On a breezy Sunday afternoon, laughter rose from a playground complex that looks like a red and white space fort in Youth Park in Taipei’s Wanhua District (萬華). It was built 30 years ago to commemorate the moon landing, but it is now seen as an icon that marks the development of playscape in Taiwan.
Children would not have the chance to play in this playground if it were not for a group of mothers who fought for its conservation and urged development of similar play areas for children.
To pass on their experience, the group, called Parks and Playgrounds for Children by Children, last year published a book about the movement, which also secured a promise from Premier Su Tseng-chang (蘇貞昌) to direct the Ministry of Health and Welfare to coordinate related efforts for children’s right to play.
Photo: CNA
Youth Park’s composite structures — comprising rocket installations, space-themed murals, grid nets and slides designed for different age groups — narrowly escaped demolition in 2015, when the Taipei City Government tore down two terrazzo slides without prior notice and announced plans to demolish 60 more in the city due to safety concerns.
That move prompted an unexpected outcry from 3,000 parents, who staged a protest demanding Taipei Mayor Ko Wen-je (柯文哲) stop tearing down such facilities and building small, short and generic playground equipment as a convenient solution.
“Children have a right to play, and they deserve better than canned-food playgrounds,” said Christine Lee (李玉華), one of the protesters who were originally loosely connected through Facebook.
With more studies about the city’s resources for children’s recreation, which were extremely scarce back then — Lee and a dozen mothers in 2018 established the group to promote the welfare of Taipei’s youngest residents.
“Can you imagine there were only four sandpits and 30 swings for a total of 320,000 children in Taipei?” she said.
Citing the Convention on the Rights of the Child, adopted by UN members in 1989 and written into Taiwanese law in 2014, Lee said it was a universal value “for children to have rest and leisure, as well as to engage in play and recreational activities.”
The pursuit of that value might be particularly relevant in Taiwan, which has been struggling with an aging society and low fertility.
Taiwan’s population began to decline last year after peaking at 23.6 million in 2019, National Development Council data showed.
Taiwan might become a super-aged society by 2025, meaning that one in five people would be older than 65 years, the council said.
In response, the government in the past few years launched various incentives to build an environment more friendly toward child-rearing — including giving subsidies, and establishing more public kindergartens and recreation facilities.
Acting in line with the government’s policy, the group’s calls to retain characteristic playgrounds and introduce inclusive parks — those designed to be accessible to all children regardless of age and physical accessibility — were finally answered.

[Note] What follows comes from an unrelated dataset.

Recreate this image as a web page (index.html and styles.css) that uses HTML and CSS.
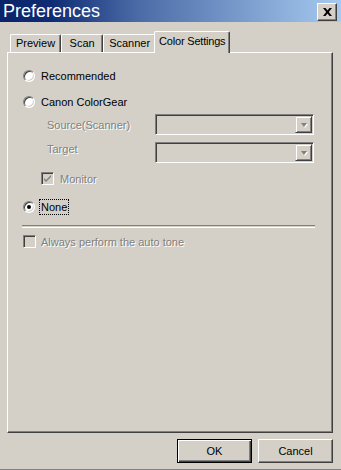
FILE: index.html
```html
<!DOCTYPE html>
<html lang="en">
<head>
  <meta charset="UTF-8" />
  <title>Preferences</title>
  <link rel="stylesheet" href="styles.css">
</head>
<body>
  <div class="window">
    <div class="titlebar">
      <span class="title">Preferences</span>
      <button class="close-btn" aria-label="Close">
        <svg width="9" height="8" viewBox="0 0 9 8">
          <path d="M0 0h2.5l2 2.6L6.5 0H9L5.8 4 9 8H6.5L4.5 5.4 2.5 8H0l3.2-4z" fill="#000"/>
        </svg>
      </button>
    </div>

    <div class="tabs">
      <div class="tab">Preview</div>
      <div class="tab">Scan</div>
      <div class="tab">Scanner</div>
      <div class="tab active">Color Settings</div>
    </div>

    <div class="panel">
      <label class="option"><span class="radio"></span>Recommended</label>
      <label class="option option-gear"><span class="radio"></span>Canon ColorGear</label>

      <div class="field field-source">
        <span class="field-label disabled">Source(Scanner)</span>
        <div class="combo"><span class="combo-btn"><span class="arrow"></span></span></div>
      </div>
      <div class="field field-target">
        <span class="field-label disabled">Target</span>
        <div class="combo"><span class="combo-btn"><span class="arrow"></span></span></div>
      </div>

      <label class="check-row monitor">
        <span class="check">
          <svg width="9" height="9" viewBox="0 0 9 9">
            <path d="M1 4l2 2 5-5v2L3 8 1 6z" fill="#808080"/>
          </svg>
        </span>
        <span class="disabled">Monitor</span>
      </label>

      <label class="option option-none"><span class="radio checked"></span><span class="focus">None</span></label>

      <div class="separator"></div>

      <label class="check-row auto-tone">
        <span class="check"></span>
        <span class="disabled">Always perform the auto tone</span>
      </label>
    </div>

    <div class="footer">
      <button class="btn default">OK</button>
      <button class="btn">Cancel</button>
    </div>
  </div>
</body>
</html>
```

FILE: styles.css
```css
body {
  margin: 0;
  background: #d4d0c8;
  font-family: "Liberation Sans", Arial, sans-serif;
  font-size: 11px;
  color: #000;
}

.window {
  width: 341px;
  height: 470px;
  box-sizing: border-box;
  border-bottom: 1px solid #808080;
  display: flex;
  flex-direction: column;
}

/* title bar */
.titlebar {
  height: 22px;
  background: linear-gradient(to right, #0a246a, #0e2c74 15%, #4a6aa6 40%, #a6caf0);
  display: flex;
  align-items: center;
  justify-content: space-between;
  padding: 0 4px 0 3px;
}

.title {
  color: #fff;
  font-size: 18px;
  line-height: 22px;
}

.close-btn {
  width: 20px;
  height: 18px;
  margin-top: 2px;
  padding: 0;
  box-sizing: border-box;
  background: #d4d0c8;
  border: 1px solid;
  border-color: #fff #404040 #404040 #fff;
  box-shadow: inset -1px -1px #808080;
  display: flex;
  align-items: center;
  justify-content: center;
}

/* tabs */
.tabs {
  display: flex;
  align-items: flex-end;
  margin: 9px 8px 0 7px;
  padding-left: 3px;
  height: 21px;
}

.tab {
  height: 18px;
  min-width: 42px;
  box-sizing: border-box;
  padding: 0 5px;
  line-height: 17px;
  text-align: center;
  border-top: 1px solid #fff;
  border-left: 1px solid #fff;
  border-right: 1px solid #404040;
  border-radius: 2px 2px 0 0;
  box-shadow: inset -1px 0 #808080;
}

.tab.active {
  height: 22px;
  margin: 0 -2px -1px -2px;
  padding: 0 4px;
  line-height: 18px;
  letter-spacing: -0.2px;
  position: relative;
  z-index: 1;
  background: #d4d0c8;
}

/* panel */
.panel {
  height: 381px;
  box-sizing: border-box;
  margin: 0 8px 0 7px;
  padding: 16px 18px 0 15px;
  border: 1px solid;
  border-color: #fff #404040 #404040 #fff;
  box-shadow: inset -1px -1px #808080;
  display: flex;
  flex-direction: column;
}

.option {
  display: flex;
  align-items: center;
  gap: 6px;
  height: 14px;
}

.option-gear {
  margin-top: 12px;
}

.option-none {
  margin-top: 14px;
  height: 16px;
  gap: 4px;
}

.focus {
  border: 1px dotted #000;
  padding: 1px;
  line-height: 12px;
}

.radio {
  width: 12px;
  height: 12px;
  box-sizing: border-box;
  border-radius: 50%;
  border: 1px solid;
  border-color: #808080 #fff #fff #808080;
  background: #fff;
  box-shadow: inset 1px 1px #404040, inset -1px -1px #d4d0c8;
  flex: none;
  display: flex;
  align-items: center;
  justify-content: center;
}

.radio.checked::after {
  content: "";
  width: 4px;
  height: 4px;
  border-radius: 50%;
  background: #000;
}

.disabled {
  color: #808080;
  text-shadow: 1px 1px #fff;
}

/* combo fields */
.field {
  display: flex;
  align-items: center;
  padding-left: 24px;
}

.field-source {
  margin-top: 5px;
}

.field-target {
  margin-top: 7px;
  align-items: flex-start;
}

.field-target .field-label {
  line-height: 13px;
  margin-top: 1px;
}

.field-label {
  width: 108px;
}

.combo {
  width: 159px;
  height: 21px;
  box-sizing: border-box;
  border: 1px solid;
  border-color: #808080 #fff #fff #808080;
  box-shadow: inset 1px 1px #404040, inset -1px -1px #d4d0c8;
  padding: 1px;
  display: flex;
  justify-content: flex-end;
}

.combo-btn {
  width: 17px;
  height: 17px;
  box-sizing: border-box;
  border: 1px solid;
  border-color: #d4d0c8 #404040 #404040 #d4d0c8;
  box-shadow: inset 1px 1px #fff, inset -1px -1px #808080;
  display: flex;
  align-items: center;
  justify-content: center;
}

.arrow {
  width: 0;
  height: 0;
  border-left: 3.5px solid transparent;
  border-right: 3.5px solid transparent;
  border-top: 4px solid #808080;
  filter: drop-shadow(1px 1px 0 #fff);
}

/* checkboxes */
.check-row {
  display: flex;
  align-items: center;
  height: 13px;
}

.monitor {
  margin-top: 9px;
  padding-left: 18px;
  gap: 6px;
}

.auto-tone {
  margin-top: 7px;
  gap: 5px;
}

.check {
  width: 13px;
  height: 13px;
  box-sizing: border-box;
  border: 1px solid;
  border-color: #808080 #fff #fff #808080;
  box-shadow: inset 1px 1px #404040, inset -1px -1px #d4d0c8;
  background: #d4d0c8;
  flex: none;
  display: flex;
  align-items: center;
  justify-content: center;
}

.separator {
  margin-top: 10px;
  margin-left: -1px;
  width: 293px;
  height: 1px;
  border-top: 1px solid #808080;
  border-bottom: 1px solid #fff;
}

/* footer buttons */
.footer {
  display: flex;
  justify-content: flex-end;
  gap: 6px;
  margin: 6px 8px 0 0;
}

.btn {
  width: 75px;
  height: 24px;
  box-sizing: border-box;
  padding: 0;
  font-family: "Liberation Sans", Arial, sans-serif;
  font-size: 11px;
  color: #000;
  background: #d4d0c8;
  border: 1px solid;
  border-color: #fff #404040 #404040 #fff;
  box-shadow: inset -1px -1px #808080;
}

.btn.default {
  border-color: #000;
  box-shadow: inset 1px 1px #fff, inset -1px -1px #404040, inset -2px -2px #808080;
}
```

After rounds of negotiations with the parents, the city government decided to not only keep the slides, including the one in the space fort, but also to refurbish them to make them safe.

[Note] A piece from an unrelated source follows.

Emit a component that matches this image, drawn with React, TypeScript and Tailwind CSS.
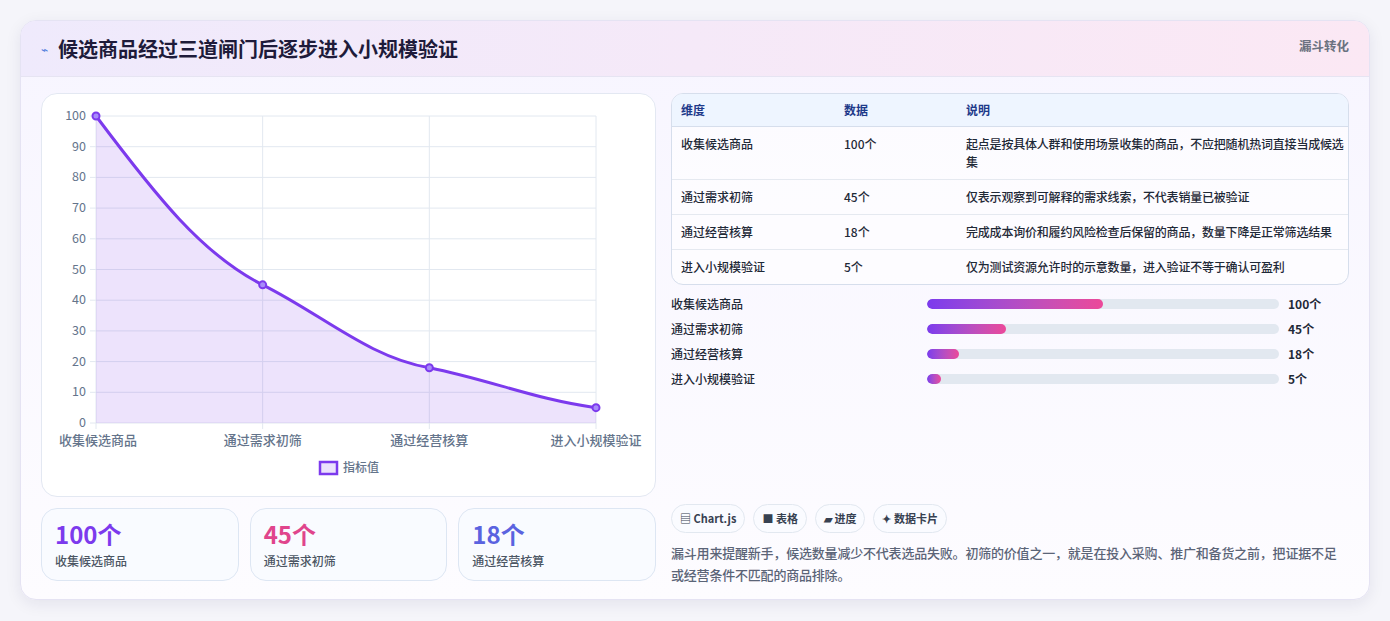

Yu Kuo-jen (尤國仁), an official at the Taipei Public Works Department who oversees the city’s parks, remembered the challenges when he was assigned to communicate with the parents.
There were quarrels in the beginning, which also involved other stakeholders who were more concerned about the safety of nongeneric playgrounds, but all sides eventually reached a consensus, he said.
The parents have since joined hands with local governments to reshape 100 playgrounds across the nation, and they have also started networking with similar organizations worldwide for information exchanges, such as UK-based Playing Out, Chapter Zero Singapore and Tokyo Play.
The public-private sector collaboration between the parents and the city government also resulted in a virtuous circle, as new parks began to involve their primary users, children, from their early stages of development.
One of the best examples is the Huashan Grassland Playground in the city’s Zhongzheng District (中正), which took children as the main consultants in the design process from start to finish.
The children were first invited to submit their design ideas and demonstrate how they use playground equipment, Lee said.
The studies were then presented to the parents for further input, and during a year of park construction, kids were allowed to participate in real work, such as laying tiles, she said.
During the process, mothers of different backgrounds proved to city government officials that they can be experts on children’s needs and convinced them of the feasibility of playground transformation, she said.
“It has been a lesson in civic engagement for us, too,” Lee said, adding that she hoped she and her two children could learn how to pay attention to public affairs, find solutions and keep the completed projects sustainable.
While those playgrounds have laid the cornerstone for children to better enjoy their childhood, Lee and fellow group members agreed that it is the parents’ attitudes that matter more.
A child will not necessarily grow up well in those parks if their caretakers are absorbed in their cellphones, they said.